### Short problem
Give the material again in full, matching it exactly.
--- Begin Collected material ---
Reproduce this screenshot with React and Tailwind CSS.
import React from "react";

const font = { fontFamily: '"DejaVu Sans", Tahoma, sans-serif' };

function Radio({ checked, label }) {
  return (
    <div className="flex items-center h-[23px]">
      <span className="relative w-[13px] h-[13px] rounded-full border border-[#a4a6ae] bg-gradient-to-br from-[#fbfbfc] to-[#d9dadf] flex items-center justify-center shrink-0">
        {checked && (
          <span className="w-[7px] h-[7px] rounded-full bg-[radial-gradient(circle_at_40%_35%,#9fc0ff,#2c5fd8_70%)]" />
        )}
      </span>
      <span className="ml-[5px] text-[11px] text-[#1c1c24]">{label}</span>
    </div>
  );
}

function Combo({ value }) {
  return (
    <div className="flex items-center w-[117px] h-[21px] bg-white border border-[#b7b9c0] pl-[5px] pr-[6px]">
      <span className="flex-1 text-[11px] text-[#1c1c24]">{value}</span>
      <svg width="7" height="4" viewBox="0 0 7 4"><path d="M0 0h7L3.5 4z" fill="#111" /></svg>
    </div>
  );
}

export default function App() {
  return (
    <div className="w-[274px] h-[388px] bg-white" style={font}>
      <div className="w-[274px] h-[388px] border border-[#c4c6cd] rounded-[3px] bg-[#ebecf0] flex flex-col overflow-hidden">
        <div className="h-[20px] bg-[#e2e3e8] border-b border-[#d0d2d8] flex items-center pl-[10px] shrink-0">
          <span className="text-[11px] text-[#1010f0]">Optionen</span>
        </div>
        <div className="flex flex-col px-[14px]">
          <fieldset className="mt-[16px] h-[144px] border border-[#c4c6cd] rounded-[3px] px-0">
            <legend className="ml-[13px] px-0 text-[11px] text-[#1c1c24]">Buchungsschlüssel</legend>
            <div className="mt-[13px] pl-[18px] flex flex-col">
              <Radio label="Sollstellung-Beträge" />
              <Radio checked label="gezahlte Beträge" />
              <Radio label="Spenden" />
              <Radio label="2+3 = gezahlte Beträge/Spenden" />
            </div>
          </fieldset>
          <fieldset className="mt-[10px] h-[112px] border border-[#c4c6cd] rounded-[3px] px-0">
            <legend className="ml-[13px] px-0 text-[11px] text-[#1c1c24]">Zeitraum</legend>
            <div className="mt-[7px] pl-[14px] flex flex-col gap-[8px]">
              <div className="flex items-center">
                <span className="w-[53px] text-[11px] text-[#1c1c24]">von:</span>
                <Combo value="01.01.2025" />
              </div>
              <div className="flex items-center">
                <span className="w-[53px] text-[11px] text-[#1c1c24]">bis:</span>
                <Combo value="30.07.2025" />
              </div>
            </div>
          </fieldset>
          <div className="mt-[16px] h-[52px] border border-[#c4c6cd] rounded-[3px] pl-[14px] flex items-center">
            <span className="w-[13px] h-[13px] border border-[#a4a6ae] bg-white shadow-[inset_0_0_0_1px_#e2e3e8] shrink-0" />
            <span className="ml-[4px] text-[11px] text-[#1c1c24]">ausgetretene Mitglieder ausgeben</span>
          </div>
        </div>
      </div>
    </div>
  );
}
--- End Collected material ---
### Written answer
Reproduce this screenshot with React and Tailwind CSS.
import React from "react";

const font = { fontFamily: '"DejaVu Sans", Tahoma, sans-serif' };

function Radio({ checked, label }) {
  return (
    <div className="flex items-center h-[23px]">
      <span className="relative w-[13px] h-[13px] rounded-full border border-[#a4a6ae] bg-gradient-to-br from-[#fbfbfc] to-[#d9dadf] flex items-center justify-center shrink-0">
        {checked && (
          <span className="w-[7px] h-[7px] rounded-full bg-[radial-gradient(circle_at_40%_35%,#9fc0ff,#2c5fd8_70%)]" />
        )}
      </span>
      <span className="ml-[5px] text-[11px] text-[#1c1c24]">{label}</span>
    </div>
  );
}

function Combo({ value }) {
  return (
    <div className="flex items-center w-[117px] h-[21px] bg-white border border-[#b7b9c0] pl-[5px] pr-[6px]">
      <span className="flex-1 text-[11px] text-[#1c1c24]">{value}</span>
      <svg width="7" height="4" viewBox="0 0 7 4"><path d="M0 0h7L3.5 4z" fill="#111" /></svg>
    </div>
  );
}

export default function App() {
  return (
    <div className="w-[274px] h-[388px] bg-white" style={font}>
      <div className="w-[274px] h-[388px] border border-[#c4c6cd] rounded-[3px] bg-[#ebecf0] flex flex-col overflow-hidden">
        <div className="h-[20px] bg-[#e2e3e8] border-b border-[#d0d2d8] flex items-center pl-[10px] shrink-0">
          <span className="text-[11px] text-[#1010f0]">Optionen</span>
        </div>
        <div className="flex flex-col px-[14px]">
          <fieldset className="mt-[16px] h-[144px] border border-[#c4c6cd] rounded-[3px] px-0">
            <legend className="ml-[13px] px-0 text-[11px] text-[#1c1c24]">Buchungsschlüssel</legend>
            <div className="mt-[13px] pl-[18px] flex flex-col">
              <Radio label="Sollstellung-Beträge" />
              <Radio checked label="gezahlte Beträge" />
              <Radio label="Spenden" />
              <Radio label="2+3 = gezahlte Beträge/Spenden" />
            </div>
          </fieldset>
          <fieldset className="mt-[10px] h-[112px] border border-[#c4c6cd] rounded-[3px] px-0">
            <legend className="ml-[13px] px-0 text-[11px] text-[#1c1c24]">Zeitraum</legend>
            <div className="mt-[7px] pl-[14px] flex flex-col gap-[8px]">
              <div className="flex items-center">
                <span className="w-[53px] text-[11px] text-[#1c1c24]">von:</span>
                <Combo value="01.01.2025" />
              </div>
              <div className="flex items-center">
                <span className="w-[53px] text-[11px] text-[#1c1c24]">bis:</span>
                <Combo value="30.07.2025" />
              </div>
            </div>
          </fieldset>
          <div className="mt-[16px] h-[52px] border border-[#c4c6cd] rounded-[3px] pl-[14px] flex items-center">
            <span className="w-[13px] h-[13px] border border-[#a4a6ae] bg-white shadow-[inset_0_0_0_1px_#e2e3e8] shrink-0" />
            <span className="ml-[4px] text-[11px] text-[#1c1c24]">ausgetretene Mitglieder ausgeben</span>
          </div>
        </div>
      </div>
    </div>
  );
}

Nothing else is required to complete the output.